Italy: How will PM Meloni’s anti-immigration stance evolve in 2023?
Alex Fraser
Rome: Giorgia Meloni became Prime Minister in October, promising to stand up for Italy’s reputation in Europe and imposing tough deterrents against illegal immigration.
Within days of her coalition being sworn in, the government tightened measures on search and rescue boats in the Mediterranean Sea. They claimed NGO-operated boats were acting as a pull factor to encourage people from Africa to make the perilous journey to Europe.
According to official figures, more than 88,000 migrants arrived in Italy in 2022, 15 percent of them from rescue boats in the Mediterranean. The route is one of the most dangerous in the world. A report by Human Rights Watch estimated 25,000 people have drowned since 2014, with 1,200 deaths in 2022.
Meloni’s government began to implement a policy of selective landing. Only vulnerable people, including women and children, were allowed to disembark from specific search and rescue boats at Italian ports.
The Rise Above, a small rescue boat crewed by German charity Mission Lifeline, was stuck in the standoff, having rescued 89 people off the coast of Malta. The Italian coastguard rejected permission to dock eleven times. Passengers including a pregnant woman spent five nights stuck at sea on the small 25 meter vessel, before eventually being allowed to disembark at the southern port of Calabria.

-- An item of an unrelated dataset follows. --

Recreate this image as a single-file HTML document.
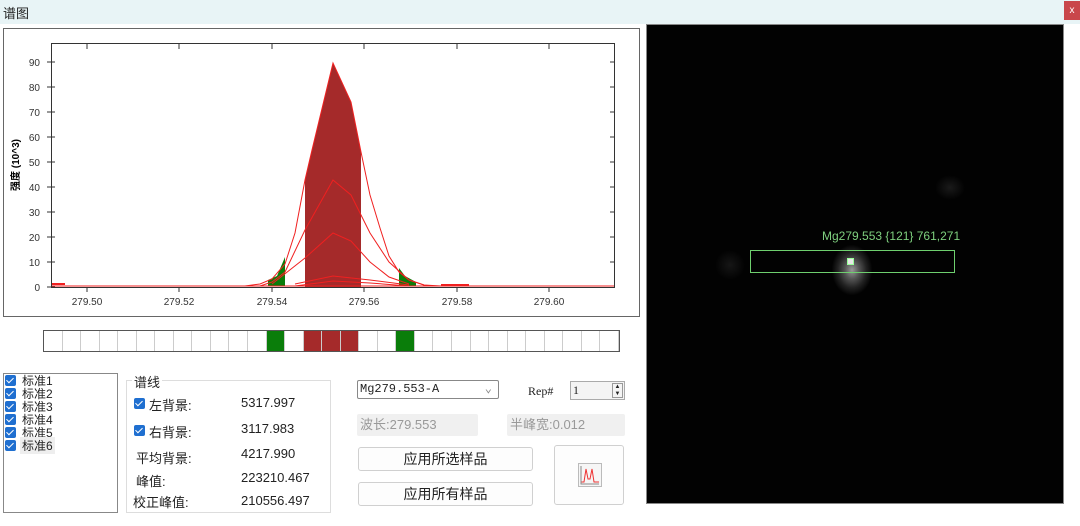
<!DOCTYPE html>
<html><head><meta charset="utf-8"><style>
*{margin:0;padding:0;box-sizing:border-box}
body{width:1080px;height:526px;background:#fff;position:relative;overflow:hidden;font-family:"Liberation Sans","Noto Sans CJK SC",sans-serif;font-size:12px;color:#222}
.abs{position:absolute}
.cb{position:absolute;width:11px;height:11px;background:#1f6fd0;border-radius:2px}
.cb:after{content:"";position:absolute;left:3px;top:1px;width:3px;height:6px;border:solid #fff;border-width:0 1.5px 1.5px 0;transform:rotate(45deg)}
.btn{position:absolute;background:#fdfdfd;border:1px solid #d0d0d0;border-radius:3px;text-align:center;font-size:14px;line-height:22px}
.fld{position:absolute;background:#f0f0f0;border-radius:2px;color:#999;font-size:13px;line-height:22px;padding-left:3px}
</style></head><body>
<div class="abs" style="left:0;top:0;width:1080px;height:24px;background:#e8f4f6"></div>
<div class="abs" style="left:3px;top:3px;font-size:13px">谱图</div>
<div class="abs" style="left:1064px;top:1px;width:16px;height:19px;background:#c9474b;color:#fff;font-size:10px;text-align:center;line-height:19px">x</div>

<svg class="abs" style="left:0;top:0" width="646" height="330">
<rect x="3.5" y="28.5" width="636" height="288" fill="#fff" stroke="#666"/>
<rect x="51.5" y="43.5" width="563" height="244" fill="#fff" stroke="#333"/>
<g font-size="10" fill="#333" text-anchor="end" font-family="Liberation Sans">
<text x="40" y="291">0</text><text x="40" y="266">10</text><text x="40" y="241">20</text><text x="40" y="216">30</text><text x="40" y="191">40</text><text x="40" y="166">50</text><text x="40" y="141">60</text><text x="40" y="116">70</text><text x="40" y="91">80</text><text x="40" y="66">90</text>
</g>
<g stroke="#333"><path d="M47 287h8M47 262h8M47 237h8M47 212h8M47 187h8M47 162h8M47 137h8M47 112h8M47 87h8M47 62h8M610 262h5M610 237h5M610 212h5M610 187h5M610 162h5M610 137h5M610 112h5M610 87h5M610 62h5"/>
<path d="M87 287v5M179 287v5M272 287v5M364 287v5M457 287v5M549 287v5M87 44v5M179 44v5M272 44v5M364 44v5M457 44v5M549 44v5"/></g>
<g font-size="10" fill="#333" text-anchor="middle" font-family="Liberation Sans">
<text x="87" y="305">279.50</text><text x="179" y="305">279.52</text><text x="272" y="305">279.54</text><text x="364" y="305">279.56</text><text x="457" y="305">279.58</text><text x="549" y="305">279.60</text></g>
<text transform="translate(19,165) rotate(-90)" font-size="10" font-weight="bold" text-anchor="middle" font-family="Liberation Sans,Noto Sans CJK SC">强度 (10^3)</text>
<polygon points="305,287 305,180 312,150 333,63 351,102 361,152 361,287" fill="#a52a2a"/>
<polygon points="268,286 268,280 277,276 285,257 285,286" fill="#0a7d0a"/>
<polygon points="399,268 405,276 416,282 416,286 399,286" fill="#0a7d0a"/>
<g fill="none" stroke="#f02020" stroke-width="1">
<polyline points="52,286 614,286"/>
<polyline points="245,286 260,284 272,279 285,264 295,233 305,180 312,150 333,63 351,102 361,152 370,195 380,228 389,256 399,272 409,280 424,285 441,286"/>
<polyline points="260,286 272,282 285,272 305,230 333,180 351,195 370,233 389,262 409,280 424,285"/>
<polyline points="272,284 305,258 333,233 351,241 370,262 389,277 409,284"/>
<polyline points="295,284 333,276 370,280 409,285"/>
<polyline points="295,286 333,281 370,283 409,286"/>
<path d="M52 284h13M441 285h28" stroke-width="2"/>
</g>
</svg>

<div class="abs" style="left:43px;top:330px;width:577px;height:22px;border:1px solid #555;display:flex">
<script>
for(let i=0;i<31;i++){let c='#fff';if(i==12||i==19)c='#0a7d0a';if(i>=14&&i<=16)c='#a52a2a';document.write('<div style="flex:1;background:'+c+';border-right:1px solid #ccc"></div>')}
</script>
</div>

<div class="abs" style="left:3px;top:373px;width:115px;height:140px;border:1px solid #888"></div>
<div class="cb" style="left:5px;top:375px"></div><div class="abs" style="left:22px;top:372px">标准1</div>
<div class="cb" style="left:5px;top:388px"></div><div class="abs" style="left:22px;top:385px">标准2</div>
<div class="cb" style="left:5px;top:401px"></div><div class="abs" style="left:22px;top:398px">标准3</div>
<div class="cb" style="left:5px;top:414px"></div><div class="abs" style="left:22px;top:411px">标准4</div>
<div class="cb" style="left:5px;top:427px"></div><div class="abs" style="left:22px;top:424px">标准5</div>
<div class="cb" style="left:5px;top:440px"></div><div class="abs" style="left:20px;top:437px;background:#eee;padding:0 2px">标准6</div>

<div class="abs" style="left:126px;top:380px;width:205px;height:133px;border:1px solid #ddd"></div>
<div class="abs" style="left:132px;top:372px;background:#fff;padding:0 2px;font-size:13px">谱线</div>
<div class="cb" style="left:134px;top:398px"></div><div class="abs" style="left:149px;top:395px;font-size:13px">左背景:</div><div class="abs" style="left:241px;top:395px;font-size:13px">5317.997</div>
<div class="cb" style="left:134px;top:425px"></div><div class="abs" style="left:149px;top:422px;font-size:13px">右背景:</div><div class="abs" style="left:241px;top:421px;font-size:13px">3117.983</div>
<div class="abs" style="left:136px;top:448px;font-size:13px">平均背景:</div><div class="abs" style="left:241px;top:446px;font-size:13px">4217.990</div>
<div class="abs" style="left:136px;top:471px;font-size:13px">峰值:</div><div class="abs" style="left:241px;top:470px;font-size:13px">223210.467</div>
<div class="abs" style="left:133px;top:492px;font-size:13px">校正峰值:</div><div class="abs" style="left:241px;top:493px;font-size:13px">210556.497</div>

<div class="abs" style="left:357px;top:380px;width:142px;height:19px;border:1px solid #888;border-radius:2px;font-family:'Liberation Mono',monospace;font-size:12px;line-height:17px;padding-left:2px">Mg279.553-A<span style="position:absolute;right:6px;top:0;color:#888">⌄</span></div>
<div class="abs" style="left:528px;top:384px;font-size:12px;font-family:'Liberation Serif',serif">Rep#</div>
<div class="abs" style="left:570px;top:381px;width:55px;height:19px;border:1px solid #aaa;background:#f4f4f4;font-family:'Liberation Serif',serif;line-height:17px;padding-left:2px">1<div style="position:absolute;right:1px;top:1px;width:11px;height:15px;border:1px solid #999;font-size:6px;line-height:7px;text-align:center">▲<br>▼</div></div>
<div class="fld" style="left:357px;top:414px;width:121px;height:22px">波长:279.553</div>
<div class="fld" style="left:507px;top:414px;width:118px;height:22px">半峰宽:0.012</div>
<div class="btn" style="left:358px;top:447px;width:175px;height:24px">应用所选样品</div>
<div class="btn" style="left:358px;top:482px;width:175px;height:24px">应用所有样品</div>
<div class="btn" style="left:554px;top:445px;width:70px;height:60px">
<svg class="abs" style="left:23px;top:17px" width="24" height="24"><rect x="0.5" y="0.5" width="23" height="23" fill="#f6f6f6" stroke="#bbb"/><polyline points="3,19 6,19 8,6 10,16 12,16 14,6 16,19 21,19" fill="none" stroke="#e33" stroke-width="1"/><path d="M3 3v18h18" stroke="#888" fill="none"/></svg>
</div>

<div class="abs" style="left:646px;top:24px;width:418px;height:480px;background:#020202;border:1px solid #888"></div>
<div class="abs" style="left:935px;top:175px;width:30px;height:25px;background:radial-gradient(#1a1a1a,transparent 70%)"></div>
<div class="abs" style="left:715px;top:250px;width:30px;height:30px;background:radial-gradient(#161616,transparent 70%)"></div>
<div class="abs" style="left:832px;top:245px;width:40px;height:50px;background:radial-gradient(ellipse,#999 0%,#555 25%,#222 50%,transparent 72%)"></div>
<div class="abs" style="left:847px;top:258px;width:7px;height:7px;background:#e8e8e8;border:1px solid #9f9"></div>
<div class="abs" style="left:750px;top:250px;width:205px;height:23px;border:1px solid #6ecf6e"></div>
<div class="abs" style="left:822px;top:229px;color:#7fd07f;font-size:12px">Mg279.553 {121} 761,271</div>
</body></html>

“Right-wing parties always use the NGO as enemies to get more voters for them,” said the charity’s founder Axel Steier. “For the people we rescue it means more people will die because we are not there but they will come anyway. The only thing you can change is that you can make it more dangerous for the people but there is no way to stop this,” he added.

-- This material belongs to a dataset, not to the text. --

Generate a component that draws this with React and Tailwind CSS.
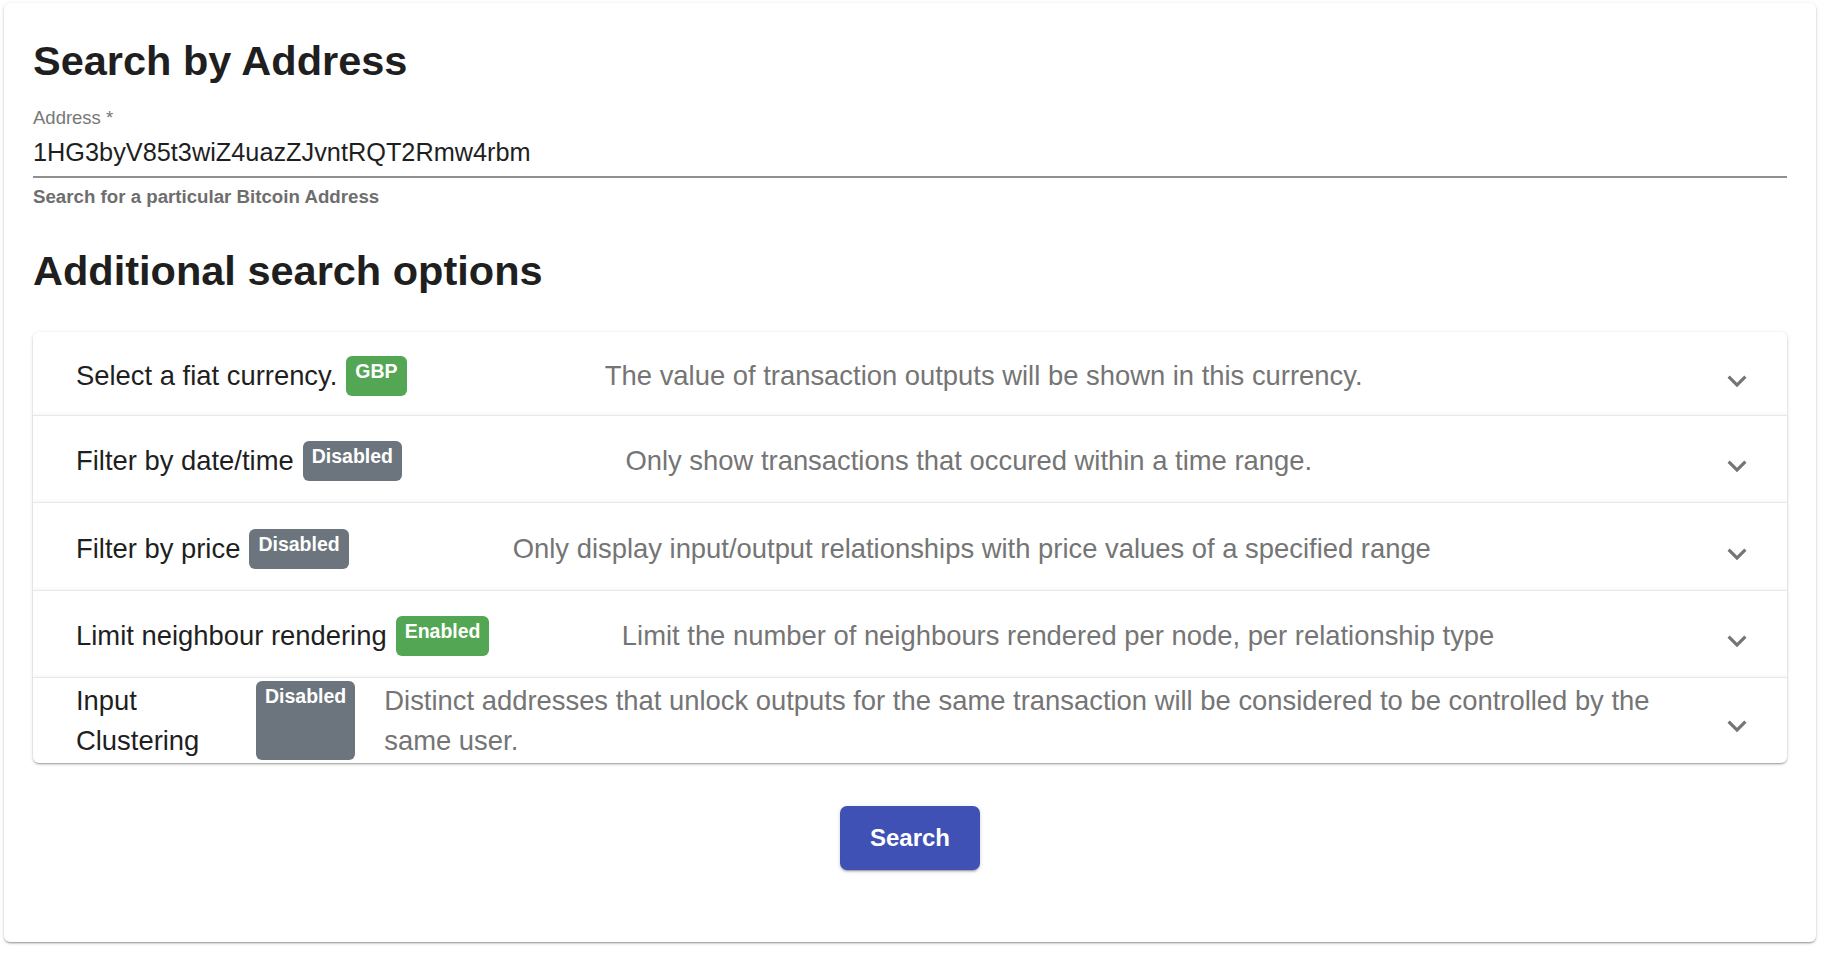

Italy’s right-wing transport minister Matteo Salvini has accused NGOs of aiding human trafficking and of operating a “migrant taxi service.”
A diplomatic row broke out when a boat ran by French charity SOS Mediteraneé was rejected access to Italian ports. Italy’s government made an example of the Ocean Viking to other European Union (EU) members. In an attempt to force France to take in the ship, Meloni prematurely announced the French had given it permission to dock. Eventually France’s interior minister Gérald Darmanin said the boat’s 234 passengers could disembark in Toulon but called the Italian approach irresponsible.

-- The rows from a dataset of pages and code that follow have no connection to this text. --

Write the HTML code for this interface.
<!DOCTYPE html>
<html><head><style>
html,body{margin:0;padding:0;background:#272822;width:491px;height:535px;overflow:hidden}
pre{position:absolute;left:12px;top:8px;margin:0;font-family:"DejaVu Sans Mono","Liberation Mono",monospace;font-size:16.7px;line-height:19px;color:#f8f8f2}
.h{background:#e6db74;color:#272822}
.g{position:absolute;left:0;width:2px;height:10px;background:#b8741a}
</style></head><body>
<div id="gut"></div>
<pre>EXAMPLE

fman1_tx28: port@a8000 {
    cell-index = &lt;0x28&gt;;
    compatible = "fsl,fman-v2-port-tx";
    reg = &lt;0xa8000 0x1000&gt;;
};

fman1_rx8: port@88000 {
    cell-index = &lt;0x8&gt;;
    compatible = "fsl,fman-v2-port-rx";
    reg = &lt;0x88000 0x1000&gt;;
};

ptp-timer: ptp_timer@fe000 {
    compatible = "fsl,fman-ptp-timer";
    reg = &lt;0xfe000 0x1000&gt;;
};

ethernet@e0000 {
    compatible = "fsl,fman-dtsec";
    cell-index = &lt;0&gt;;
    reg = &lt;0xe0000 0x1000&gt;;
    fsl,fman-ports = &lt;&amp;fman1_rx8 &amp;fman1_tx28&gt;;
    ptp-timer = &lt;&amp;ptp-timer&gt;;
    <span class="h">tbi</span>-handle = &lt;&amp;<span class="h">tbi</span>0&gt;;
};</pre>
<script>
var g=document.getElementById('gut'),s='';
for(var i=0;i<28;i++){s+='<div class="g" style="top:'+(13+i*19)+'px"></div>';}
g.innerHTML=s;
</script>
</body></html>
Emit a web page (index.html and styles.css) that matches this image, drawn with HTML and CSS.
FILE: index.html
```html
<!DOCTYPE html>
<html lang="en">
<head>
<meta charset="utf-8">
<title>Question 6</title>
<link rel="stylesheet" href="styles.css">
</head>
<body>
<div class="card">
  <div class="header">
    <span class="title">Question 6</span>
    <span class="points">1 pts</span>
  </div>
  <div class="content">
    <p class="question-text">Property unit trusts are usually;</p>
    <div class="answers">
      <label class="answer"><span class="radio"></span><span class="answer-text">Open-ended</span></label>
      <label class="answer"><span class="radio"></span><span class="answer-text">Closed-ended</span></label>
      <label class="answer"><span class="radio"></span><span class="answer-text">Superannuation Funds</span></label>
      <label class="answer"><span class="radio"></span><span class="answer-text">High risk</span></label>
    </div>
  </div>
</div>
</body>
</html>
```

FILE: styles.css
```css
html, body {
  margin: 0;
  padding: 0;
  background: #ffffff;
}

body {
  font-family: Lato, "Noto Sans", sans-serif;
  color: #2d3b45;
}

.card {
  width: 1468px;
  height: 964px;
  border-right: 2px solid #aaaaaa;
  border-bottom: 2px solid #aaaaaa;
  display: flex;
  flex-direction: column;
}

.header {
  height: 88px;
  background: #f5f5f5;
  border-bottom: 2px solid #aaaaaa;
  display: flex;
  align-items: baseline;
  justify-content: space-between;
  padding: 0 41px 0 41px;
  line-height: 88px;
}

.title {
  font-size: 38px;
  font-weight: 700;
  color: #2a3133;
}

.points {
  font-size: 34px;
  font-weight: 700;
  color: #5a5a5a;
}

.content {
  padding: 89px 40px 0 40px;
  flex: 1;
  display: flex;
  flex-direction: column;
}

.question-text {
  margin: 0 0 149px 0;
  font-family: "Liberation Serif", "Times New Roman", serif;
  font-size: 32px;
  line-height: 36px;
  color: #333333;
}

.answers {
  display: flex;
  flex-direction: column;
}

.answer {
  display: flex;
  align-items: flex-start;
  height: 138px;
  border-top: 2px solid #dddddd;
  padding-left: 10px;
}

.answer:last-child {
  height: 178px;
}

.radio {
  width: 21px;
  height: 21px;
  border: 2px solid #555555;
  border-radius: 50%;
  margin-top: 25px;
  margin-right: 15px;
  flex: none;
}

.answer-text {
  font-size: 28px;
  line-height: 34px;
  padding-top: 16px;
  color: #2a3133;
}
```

Giovanni Zaccheroni, from The University of Milan Bicocca’s law school, said that EU asylum regulations were outdated and vague.
“The legal framework is extremely ambiguous and extremely convenient, not just for Giorgia Meloni but also for many European conservative politicians to keep things as they are right now.”
Meloni’s coalition has come to power with a reputation of being the most right-wing government since the end of Italian fascism. They have vowed to take a more conservative approach to social issues than the previous two governments.
Its future direction in 2023 will be guided on whether Meloni tries to be influential in shaping right-wing policies within Europe on multiculturalism, the traditional family and immigration, or if she seeks to take a more consensual political approach with liberal European Union partners.